Prep Time: 30 minutes
Cook Time: 30 minutes
Start to table: 1 hour
Serves: 4-5

Ready

Chicken

  • 1 ½ lbs chicken breast or tenders (I recommend air chilled)
  • 4 eggs, beaten
  • 2 cups breadcrumbs or Japanese Panko crumbs
  • A few pinches dried Italian parsley
  • A few pinches dried basil
  • 3 pinches and a dash parmesan cheese
  • Salt & pepper, to taste
  • 2 cloves of garlic, whole
  • Olive oil, enough for a healthy coating of bottom of pan
  • ½ Lemon (optional)

Cornbread

  • 1 ½ cups all-purpose flour
  • ⅔ cup granulated sugar
  • ½ cup yellow corn meal
  • 1 Tbsp baking powder
  • ½ tsp salt
  • 1 ¼ cups milk
  • 2 large eggs, lightly beaten
  • ⅓ cups vegetable oil
  • 3 Tbsp butter, melted

Okra

  • ¾ lb fresh okra (I recommend picking the smallest ones as they are softer)
  • Pinch of salt

Set

Chicken

  • Bowl
  • Large Plate with high sides
  • Large frying pan
  • Tongs
  • Wet paper towels to clean little hands

Cornbread

  • lightly oiled, well-seasoned 9” cast iron pan
  • two medium mixing bowls
  • measuring cup & spoons
  • spatula
  • whisk or fork

Okra

  • Pot with water

Go

Prep the cornbread

  1. Preheat oven and pan together to 350°F
  2. Mix together flour, sugar corn meal, baking powder, and salt in bowl.
  3. In second bowl, whisk together milk, eggs, vegetabel oil and butter.
  4. Add flour mixture to milk mixture and stir just until blended.
  5. Remove pan from oven and fill with batter.
  6. Replace pan back into oven and bake for 35 minutes

The chicken

  1. Break eggs into bowl and mix.
  2. If you have chicken breasts, cut them into long strips about two inches wide.
  3. Add chicken to eggs and let soak.
  4. In a large plate mix breadcrumbs or panko, Italian parsley, basil, parmesan, salt and pepper.
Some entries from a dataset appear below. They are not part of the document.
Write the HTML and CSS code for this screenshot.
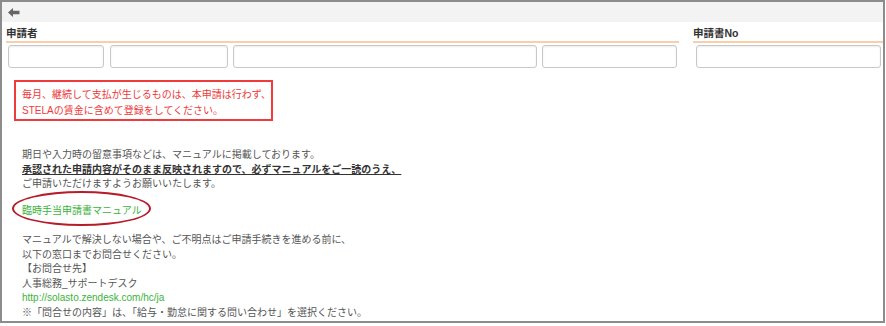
FILE: index.html
```html
<!DOCTYPE html>
<html lang="ja">
<head>
    <meta charset="UTF-8">
    <title>臨時手当申請</title>
    <link rel="stylesheet" href="styles.css">
</head>
<body>
    <div class="frame">
        <div class="toolbar">
            <svg class="back-icon" width="12" height="9" viewBox="0 0 12 9">
                <path d="M0 4.5 L5 0 L5 2.8 L11.5 2.8 L11.5 6.2 L5 6.2 L5 9 Z" fill="#666"/>
            </svg>
        </div>
        <div class="header">
            <div class="group group-applicant">
                <div class="group-label">申請者</div>
                <div class="inputs">
                    <input type="text" class="field w1">
                    <input type="text" class="field w2">
                    <input type="text" class="field w3">
                    <input type="text" class="field w4">
                </div>
            </div>
            <div class="group group-no">
                <div class="group-label">申請書No</div>
                <div class="inputs">
                    <input type="text" class="field w5">
                </div>
            </div>
        </div>
        <div class="content">
            <div class="notice">
                毎月、継続して支払が生じるものは、本申請は行わず、<br>
                STELAの賃金に含めて登録をしてください。
            </div>
            <p class="text">
                期日や入力時の留意事項などは、マニュアルに掲載しております。<br>
                <span class="strong">承認された申請内容がそのまま反映されますので、必ずマニュアルをご一読のうえ、</span><br>
                ご申請いただけますようお願いいたします。
            </p>
            <div class="manual">
                <a class="link" href="#">臨時手当申請書マニュアル</a>
                <span class="circle"></span>
            </div>
            <p class="text">
                マニュアルで解決しない場合や、ご不明点はご申請手続きを進める前に、<br>
                以下の窓口までお問合せください。<br>
                【お問合せ先】<br>
                人事総務_サポートデスク<br>
                <a class="link" href="#">http://solasto.zendesk.com/hc/ja</a><br>
                ※「問合せの内容」は、「給与・勤怠に関する問い合わせ」を選択ください。
            </p>
        </div>
    </div>
</body>
</html>
```

FILE: styles.css
```css
body {
    margin: 0;
    padding: 0;
    background-color: #fff;
    font-family: "Liberation Sans", "Noto Sans CJK JP", sans-serif;
    color: #555;
}
.frame {
    box-sizing: border-box;
    width: 885px;
    height: 323px;
    border: 2px solid #8c8c8c;
    overflow: hidden;
}
.toolbar {
    height: 20px;
    background-color: #f3f3f3;
    display: flex;
    align-items: center;
    padding-left: 6px;
}
.back-icon {
    display: block;
}
.header {
    display: flex;
    padding: 0 0 0 4px;
    gap: 14px;
}
.group-applicant {
    width: 673px;
}
.group-no {
    flex: 1;
}
.group-label {
    padding-top: 4px;
    line-height: 15px;
    height: 15px;
    font-size: 10.5px;
    font-weight: bold;
    color: #333;
    border-bottom: 2px solid #f8cfa8;
}
.inputs {
    display: flex;
    gap: 5px;
    margin-top: 2px;
    padding-left: 2px;
}
.group-no .inputs {
    padding-left: 3px;
}
.field {
    box-sizing: border-box;
    height: 23px;
    border: 1px solid #c8c8c8;
    border-radius: 3px;
    box-shadow: inset 0 1px 2px rgba(0, 0, 0, 0.08);
    background-color: #fff;
    margin: 0;
    padding: 0;
}
.w1 { width: 96px; }
.w2 { width: 118px; margin-left: 1px; }
.w3 { width: 304px; }
.w4 { width: 135px; }
.w5 { width: 185px; }
.content {
    padding: 12px 0 0 12px;
    font-size: 10px;
}
.notice {
    box-sizing: border-box;
    width: 259px;
    height: 41px;
    border: 2px solid #ef3b3b;
    padding: 5px 0 0 6px;
    line-height: 15.5px;
    color: #ee3a3a;
}
.text {
    margin: 0;
    padding-left: 8px;
    line-height: 14.5px;
}
.notice + .text {
    margin-top: 27px;
}
.strong {
    font-weight: bold;
    color: #333;
    text-decoration: underline;
}
.manual {
    position: relative;
    margin: 12px 0 15px;
    padding-left: 8px;
    line-height: 14.5px;
}
.link {
    color: #3bb33b;
    text-decoration: none;
}
.circle {
    position: absolute;
    left: -2px;
    top: -13px;
    width: 139px;
    height: 35px;
    box-sizing: border-box;
    border: 2px solid #b71c2b;
    border-radius: 50%;
}
```
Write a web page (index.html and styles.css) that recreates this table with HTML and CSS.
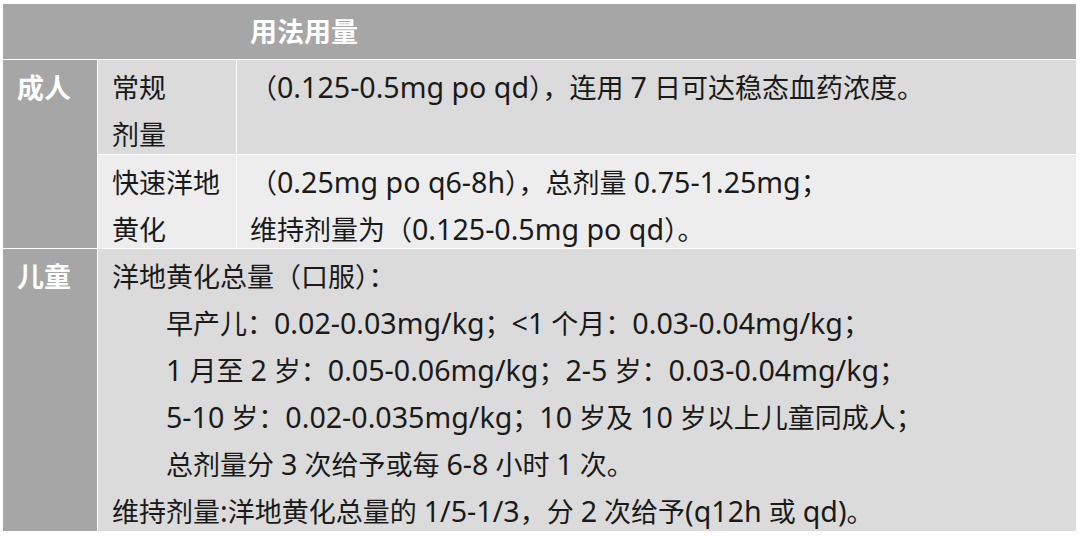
FILE: index.html
```html
<!DOCTYPE html>
<html lang="zh-CN">
<head>
<meta charset="utf-8">
<title>用法用量</title>
<link rel="stylesheet" href="styles.css">
</head>
<body>
<div class="table">
  <div class="cell head">用法用量</div>
  <div class="cell side adult">成人</div>
  <div class="cell sub r1">常规<br>剂量</div>
  <div class="cell body r1">（<span class="en">0.125-0.5mg po qd</span>），连用 <span class="en">7</span> 日可达稳态血药浓度。</div>
  <div class="cell sub r2">快速洋地<br>黄化</div>
  <div class="cell body r2">（<span class="en">0.25mg po q6-8h</span>），总剂量 <span class="en">0.75-1.25mg</span>；<br>维持剂量为（<span class="en">0.125-0.5mg po qd</span>）。</div>
  <div class="cell side">儿童</div>
  <div class="cell child r3">
    <div class="line">洋地黄化总量（口服）：</div>
    <div class="line indent">早产儿：<span class="en">0.02-0.03mg/kg</span>；<span class="en">&lt;1</span> 个月：<span class="en">0.03-0.04mg/kg</span>；</div>
    <div class="line indent"><span class="en">1</span> 月至 <span class="en">2</span> 岁：<span class="en">0.05-0.06mg/kg</span>；<span class="en">2-5</span> 岁：<span class="en">0.03-0.04mg/kg</span>；</div>
    <div class="line indent"><span class="en">5-10</span> 岁：<span class="en">0.02-0.035mg/kg</span>；<span class="en">10</span> 岁及 <span class="en">10</span> 岁以上儿童同成人；</div>
    <div class="line indent">总剂量分 <span class="en">3</span> 次给予或每 <span class="en">6-8</span> 小时 <span class="en">1</span> 次。</div>
    <div class="line">维持剂量<span class="en">:</span>洋地黄化总量的 <span class="en">1/5-1/3</span>，分 <span class="en">2</span> 次给予<span class="en">(q12h</span> 或 <span class="en">qd)</span>。</div>
  </div>
</div>
</body>
</html>
```

FILE: styles.css
```css
html, body {
  margin: 0;
  padding: 0;
  background: #ffffff;
}

body {
  padding: 4px 0 0 3px;
  font-family: "Noto Sans", "Noto Sans CJK SC", sans-serif;
  font-size: 27px;
  color: #1a1a1a;
}

.table {
  display: grid;
  width: 1073px;
  grid-template-columns: 94px 138px 1fr;
  grid-template-rows: 55px 94px 93px 282px;
  gap: 1px;
  background: #ffffff;
}

.cell {
  line-height: 47px;
  box-sizing: border-box;
  padding-top: 4px;
  overflow: hidden;
}

.en {
  font-size: 1.06em;
  line-height: 1;
}

.head {
  grid-column: 1 / 4;
  background: #a6a6a6;
  color: #ffffff;
  font-weight: bold;
  line-height: 55px;
  padding-top: 0;
  padding-left: 247px;
}

.side {
  background: #a6a6a6;
  color: #ffffff;
  font-weight: bold;
  padding-left: 14px;
}

.adult {
  grid-row: 2 / 4;
}

.sub {
  padding-left: 14px;
}

.body {
  padding-left: 13px;
}

.child {
  grid-column: 2 / 4;
  padding-left: 14px;
}

.r1, .r3 {
  background: #dbdbdb;
}

.r2 {
  background: #ededed;
}

.indent {
  padding-left: 2em;
}
```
Mix well. Taste and adjust.
  5. Remove chicken one piece at a time from egg mixture and while still wet roll in break crumbs. Tamp down so that the bread crumbs stick.
  6. Coat the bottom of your pan with olive. Set over a medium high heat and add whole garlic cloves. Remove garlic and discard when they turn brown.
  7. Fry chicken on both sides until golden brown. Add more oil as necessary.

Okra

  1. While the chicken is cooking, bring a pot of water to boil.
  2. Add a few pinches of salt. Wait until you have a strong boil.

Bring it all together

  1. After 35 minutes have passed test the cornbread with a wooden toothpick. If it comes out clean remove the cornbread from the oven, if not return to the oven for five more minutes. When done, remove from oven and alllow to cool slightly.
  2. When the chicken is done remove the browned cutlets to a serving plate. Drizzle with lemon juice.
  3. Add okra to boiling water and blanch for two minutes.
  4. Remove one with tongs, let cool and taste. You want the skin to still be firm – al dente –- so keep tasting till it’s done
  5. Strain okra and serve with a pinch of salt or two.
  6. Serve the cornbread, okra and chicken together and enjoy

What you should know

This is not a difficult menu and you should be able to pull this together in a hour or less. But if you are new to the kitchen you may want to try these recipes individually first to keep from getting overwhelmed. They can be found be clicking on:

My Chicken cutlets, Johns Across the creek corn bread my Blanched okra.

If you can’t find okra do not despair. You can substitute String Beans or Broccoli (both of which take a few minutes longer to blanch) or any veg that captures your attention.